In contrast to some of Blackburn's earlier work in the Colonies, this portrait retains only vestiges of the decorative rococo style. Blackburn presents Simpson in a more natural stance and within a composition that includes little adornment beyond the sumptuous fabric of Simpson's beautifully tailored satin suit—the most obvious marker of his wealth. He also wears a powdered wig and holds a tri-cornered hat, both fashionable accessories sported by the upper classes. The waistcoat's open button at the chest reflects another fashion convention, one that enabled a gentleman to rest one hand over his breast in a gesture of leisure. With his direct gaze and slight smile, Simpson conveys a stately yet pleasant aura of confidence and ease. The matter-of-fact realism of his likeness contrasts with the more decorative, flattering, and compositionally complex British portraits of the aristocracy—at least those painted in urban centers by highly trained artists.
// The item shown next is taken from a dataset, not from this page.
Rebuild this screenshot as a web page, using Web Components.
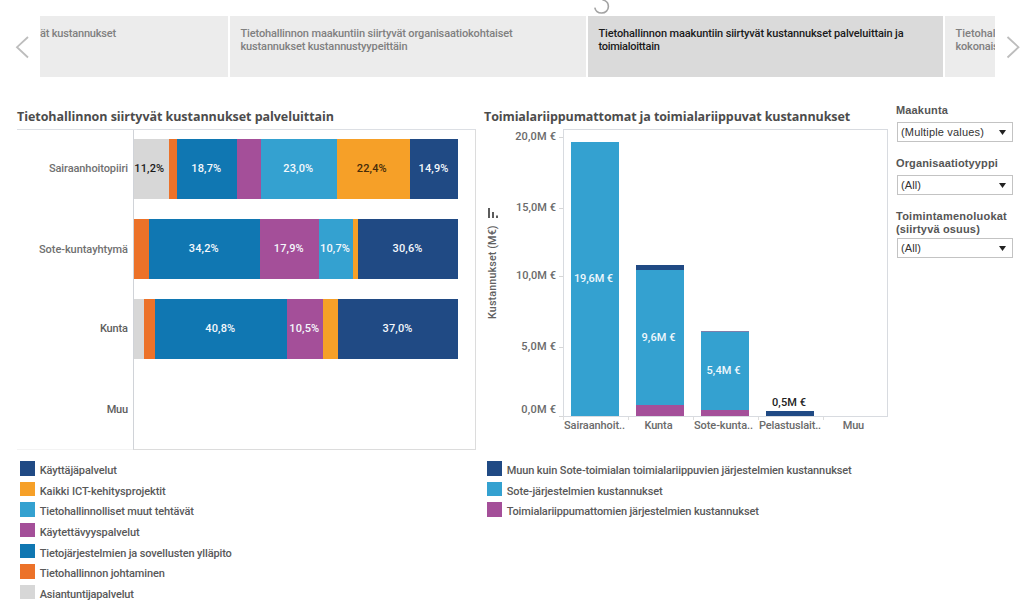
<!DOCTYPE html>
<html lang="fi">
<head>
<meta charset="utf-8">
<title>Tietohallinnon kustannukset</title>
<style>
html,body{margin:0;padding:0;background:#fff}
body{width:1023px;height:611px;overflow:hidden;font-family:Roboto,"Liberation Sans",sans-serif}
</style>
</head>
<body>
<cost-dashboard></cost-dashboard>
<script>
const C={navy:'#204a84',amber:'#f6a028',sky:'#34a1d0',purple:'#a44f99',blue:'#1077b2',orange:'#ec7229',grey:'#d7d7d7'};
class Base extends HTMLElement{
  constructor(){super();this.attachShadow({mode:'open'});}
  render(css,html){this.shadowRoot.innerHTML='<style>*{box-sizing:border-box}'+css+'</style>'+html;}
}
/* One line of text, tracked so that it fills the measure given in "w". */
class TextRun extends Base{
  connectedCallback(){
    this.render(':host{display:inline-block;white-space:pre}span{display:inline-block}','<span><slot></slot></span>');
    const w=+this.getAttribute('w'),s=this.shadowRoot.querySelector('span');
    if(!w)return;
    const n=this.textContent.length,have=s.getBoundingClientRect().width;
    const ls=(w-have)/n;
    s.style.letterSpacing=ls+'px';
    s.style.marginRight=-ls+'px';
  }
}
customElements.define('text-run',TextRun);

class StoryPoint extends Base{
  connectedCallback(){
    this.render(`:host{display:block;flex:none;height:61px;background:#ececec;color:#808080;padding:11px 0 0 10.5px;overflow:hidden;font:500 11px/13px Roboto,sans-serif}
    :host([active]){background:#dadada;color:#1b1b1b}:host([cut]){padding-left:0}div{display:flex;flex-direction:column;align-items:flex-start}`,'<div><slot></slot></div>');
  }
}
customElements.define('story-point',StoryPoint);

class StoryNav extends Base{
  connectedCallback(){
    this.render(`:host{display:flex;width:1023px;height:77px;padding-top:16px;position:relative}
    .a{width:40px;height:61px;flex:none}.s{display:flex;gap:2px;width:955px;overflow:hidden}.r{width:28px}
    svg{display:block}.spin{position:absolute;left:590px;top:0}`,
    `<svg class="a" viewBox="0 0 40 61" fill="none" stroke="#bdbdbd" stroke-width="1.8"><path d="M28 21 17 31.2 28 41.5"/></svg>
    <div class="s">
      <story-point cut style="width:188px"><text-run w="76">ät kustannukset</text-run></story-point>
      <story-point style="width:356px"><text-run w="272">Tietohallinnon maakuntiin siirtyvät organisaatiokohtaiset</text-run><text-run w="167">kustannukset kustannustyypeittäin</text-run></story-point>
      <story-point active style="width:355px"><text-run w="305">Tietohallinnon maakuntiin siirtyvät kustannukset palveluittain ja</text-run><text-run w="61">toimialoittain</text-run></story-point>
      <story-point style="width:50px"><text-run w="40">Tietohal</text-run><text-run w="43">kokonais</text-run></story-point>
    </div>
    <svg class="a r" viewBox="0 0 28 61" fill="none" stroke="#bdbdbd" stroke-width="1.8"><path d="M12.5 21 23.5 31.2 12.5 41.5"/></svg>
    <svg class="spin" width="24" height="15" fill="none" stroke="#a3a3a3" stroke-width="1.6"><path d="M4.8 7.6C5.5 11 8.3 13 11.6 13C15.6 13 18.4 10 18.4 6.5C18.4 3 15.8.6 12.4-.2"/></svg>`);
  }
}
customElements.define('story-nav',StoryNav);

class ChartTitle extends Base{
  connectedCallback(){this.render(':host{display:block;height:24px;font:700 12.5px/23px "Open Sans",sans-serif;color:#4c4c4c}','<slot></slot>');}
}
customElements.define('chart-title',ChartTitle);

class ShareChart extends Base{
  connectedCallback(){
    const rows=[
      ['Sairaanhoitopiiri',79,[[34.5,'grey','11,2%'],[8,'orange'],[60.5,'blue','18,7%'],[24,'purple'],[75.5,'sky','23,0%'],[73.5,'amber','22,4%'],[48,'navy','14,9%']]],
      ['Sote-kuntayhtymä',89,[[14.5,'orange'],[111.5,'blue','34,2%'],[58.5,'purple','17,9%'],[34,'sky','10,7%'],[5.5,'amber'],[100,'navy','30,6%']]],
      ['Kunta',28,[[10,'grey'],[10.5,'orange'],[132.5,'blue','40,8%'],[35.5,'purple','10,5%'],[15.5,'amber'],[120,'navy','37,0%']]],
      ['Muu',21,[]]];
    this.render(`:host{display:block;width:459px;height:321px;border-top:1px solid #dcdfe4;border-right:1px solid #dcdcdc}
    .row{display:grid;grid-template-columns:116px 1fr;height:80px}
    .row:last-of-type .cell{border-bottom:1px solid #dcdcdc}
    .name{color:#707070;font:500 11px/78px Roboto,sans-serif;text-align:right;padding-right:5px}
    .row:nth-of-type(n+3) .name{color:#5e5e5e}.row:nth-of-type(even) .name{padding-top:1px}.row:last-of-type .name{border-bottom:1px solid #f3f3f3}
    .cell{border-left:1px solid #d0d3d8;display:flex;align-items:center;padding-bottom:2px}
    .bar{display:flex;width:324px;height:60px}
    .seg{display:flex;flex:none;justify-content:center;align-items:center;color:#f4f8fc;font:500 11px/13px Roboto,sans-serif;padding:0 1px 1px 0}
    .grey{color:#1a1a1a;padding-right:4px}.amber{color:#472c0a;padding-right:3px}`,
    rows.map(([n,w,s])=>`<div class="row"><div class="name"><text-run w="${w}">${n}</text-run></div><div class="cell"><div class="bar">${s.map(([x,c,t])=>`<div class="seg ${c}" style="width:${x}px;background:${C[c]}">${t?`<text-run w="30">${t}</text-run>`:''}</div>`).join('')}</div></div></div>`).join(''));
  }
}
customElements.define('share-chart',ShareChart);

class CostChart extends Base{
  connectedCallback(){
    const cats=[['Sairaanhoit..',61,[[274.5,'sky','19,6M €',39]]],['Kunta',28,[[5,'navy'],[135,'sky','9,6M €',34],[11.5,'purple']]],
      ['Sote-kunta..',59,[[77.5,'sky','5,4M €',34],[6.5,'purple']]],['Pelastuslait..',62,[[5.5,'navy']]],['Muu',21,[]]];
    this.render(`:host{display:grid;grid-template-columns:18px 61px 325px;width:404px;height:305px}
    .v{display:flex;flex-direction:column;align-items:center;padding-top:78px;color:#606060}
    .v svg{display:block;width:14px;height:12px;flex:none}.v div{writing-mode:vertical-rl;transform:rotate(180deg);margin-top:6px;height:94px;font:500 10.8px/14px Roboto,sans-serif;letter-spacing:.1px}
    .ax{display:flex;flex-direction:column;align-items:flex-end;color:#6a6a6a;font:500 11px/14px Roboto,sans-serif;padding-top:1px}
    .tick{display:flex;gap:3px;align-items:center;height:14px}.tick i{width:4px;height:1px;background:#d6d6d6}.tick:last-of-type i{margin-top:13px}
    .plot{display:flex;height:288px;border:1px solid #d8dbe0;align-items:flex-end}
    .cat{width:65px;display:flex;flex-direction:column;align-items:center;flex:none}.cat .b{width:48.5px;margin-right:3px}
    .s{display:flex;align-items:center;justify-content:center;color:#eef7fc;font:500 11px/13px Roboto,sans-serif;padding-right:3px}
    .out{color:#222;font:500 11px/13px Roboto,sans-serif;margin:0 5px 2px 0}
    .names{display:flex;height:17px;color:#6a6a6a;font:500 11px/17px Roboto,sans-serif}.names div{width:65px;flex:none;text-align:center;border:0 solid transparent;border-left-width:1px;border-image:linear-gradient(#ddd 4px,transparent 4px) 1;padding-right:5px;white-space:nowrap}`,
    `<div class="v"><svg viewBox="0 0 14 12" fill="#5c5c5c"><path d="M2 1h2v10H2zM6 5h2v6H6zM10 8.5h2V11h-2z"/></svg><div><text-run>Kustannukset (M€)</text-run></div></div>
     <div class="ax">${[['20,0M €',41,0],['15,0M €',40,57],['10,0M €',40,54],['5,0M €',35,57],['0,0M €',35,49]].map(([t,w,m])=>`<div class="tick" style="margin-top:${m}px"><text-run w="${w}">${t}</text-run><i></i></div>`).join('')}</div>
     <div><div class="plot">${cats.map(([n,w,s],k)=>`<div class="cat">${k==3?'<div class="out"><text-run w="34">0,5M €</text-run></div>':''}<div class="b"${k==2?' style="border-top:1px solid #7d7fab"':''}>${s.map(([h,c,t,tw])=>`<div class="s" style="height:${h}px;background:${C[c]}">${t?`<text-run w="${tw}">${t}</text-run>`:''}</div>`).join('')}</div></div>`).join('')}</div>
     <div class="names">${cats.map(([n,w])=>`<div><text-run w="${w}">${n}</text-run></div>`).join('')}</div></div>`);
  }
}
customElements.define('cost-chart',CostChart);

class LegendList extends Base{
  connectedCallback(){
    const sets={services:[['navy','Käyttäjäpalvelut',77],['amber','Kaikki ICT-kehitysprojektit',126],['sky','Tietohallinnolliset muut tehtävät',154],['purple','Käytettävyyspalvelut',100],['blue','Tietojärjestelmien ja sovellusten ylläpito',192],['orange','Tietohallinnon johtaminen',125],['grey','Asiantuntijapalvelut',94]],
    systems:[['navy','Muun kuin Sote-toimialan toimialariippuvien järjestelmien kustannukset',345],['sky','Sote-järjestelmien kustannukset',156],['purple','Toimialariippumattomien järjestelmien kustannukset',252]]};
    this.render(`:host{display:block}.i{display:flex;height:20.65px;gap:5.2px}.q{width:14.5px;height:14.5px;flex:none}.t{font:500 11px/20px Roboto,sans-serif;color:#595959}`,
    sets[this.getAttribute('set')].map(([c,t,w])=>`<div class="i"><div class="q" style="background:${C[c]}"></div><div class="t"><text-run w="${w}">${t}</text-run></div></div>`).join(''));
  }
}
customElements.define('legend-list',LegendList);

class FilterBox extends Base{
  connectedCallback(){
    this.render(`:host{display:block}.l{display:flex;flex-direction:column;align-items:flex-start;font:bold 11px/13px "Liberation Sans",sans-serif;color:#555;margin-bottom:5px}
    :host([tight]) .l{margin-bottom:2px}
    .b{display:flex;justify-content:space-between;align-items:center;width:116px;height:20px;margin-left:1px;border:1px solid #c3c3c3;padding:0 6px 0 3px;font:11px/18px "Liberation Sans",sans-serif;color:#333}`,
    `<div class="l"><slot name="label"></slot></div><div class="b"><slot></slot><svg width="7" height="5"><path d="M0 0h7L3.5 5z" fill="#222"/></svg></div>`);
  }
}
customElements.define('filter-box',FilterBox);

class CostDashboard extends Base{
  connectedCallback(){
    this.render(`:host{display:block;width:1023px;height:611px;overflow:hidden}
    main{display:grid;grid-template-columns:459px 404px 117px;column-gap:8px;padding:28px 0 0 17px}
    legend-list{margin:11px 0 0 3px}.c2 legend-list{margin-top:27px}
    .f{display:flex;flex-direction:column;margin-top:-1px}`,
    `<story-nav></story-nav><main>
    <section><chart-title><text-run w="317">Tietohallinnon siirtyvät kustannukset palveluittain</text-run></chart-title><share-chart></share-chart><legend-list set="services"></legend-list></section>
    <section class="c2"><chart-title><text-run w="366">Toimialariippumattomat ja toimialariippuvat kustannukset</text-run></chart-title><cost-chart></cost-chart><legend-list set="systems"></legend-list></section>
    <section class="f">
     <filter-box style="height:53px"><text-run slot="label" w="52">Maakunta</text-run><text-run w="83">(Multiple values)</text-run></filter-box>
     <filter-box style="height:53px"><text-run slot="label" w="102">Organisaatiotyyppi</text-run><text-run w="20">(All)</text-run></filter-box>
     <filter-box tight><text-run slot="label" w="111">Toimintamenoluokat</text-run><text-run slot="label" w="84">(siirtyvä osuus)</text-run><text-run w="20">(All)</text-run></filter-box>
    </section></main>`);
  }
}
customElements.define('cost-dashboard',CostDashboard);
</script>
</body>
</html>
Portraits are often commissioned with the intention that they will be passed down within a family as memorials to the deceased sitters. As the Simpsons had no children, Jonathan Simpson gave this portrait to a favorite niece (probably before he left Boston), and it descended in the Osgood family of Salem and Boston, Massachusetts, until 2007. The pair of Blackburn portraits that depict both Simpson and his wife, on the other hand, descended through her family. The earliest American painting in the Hood's collections, this work retains its original frame, which was probably imported from London.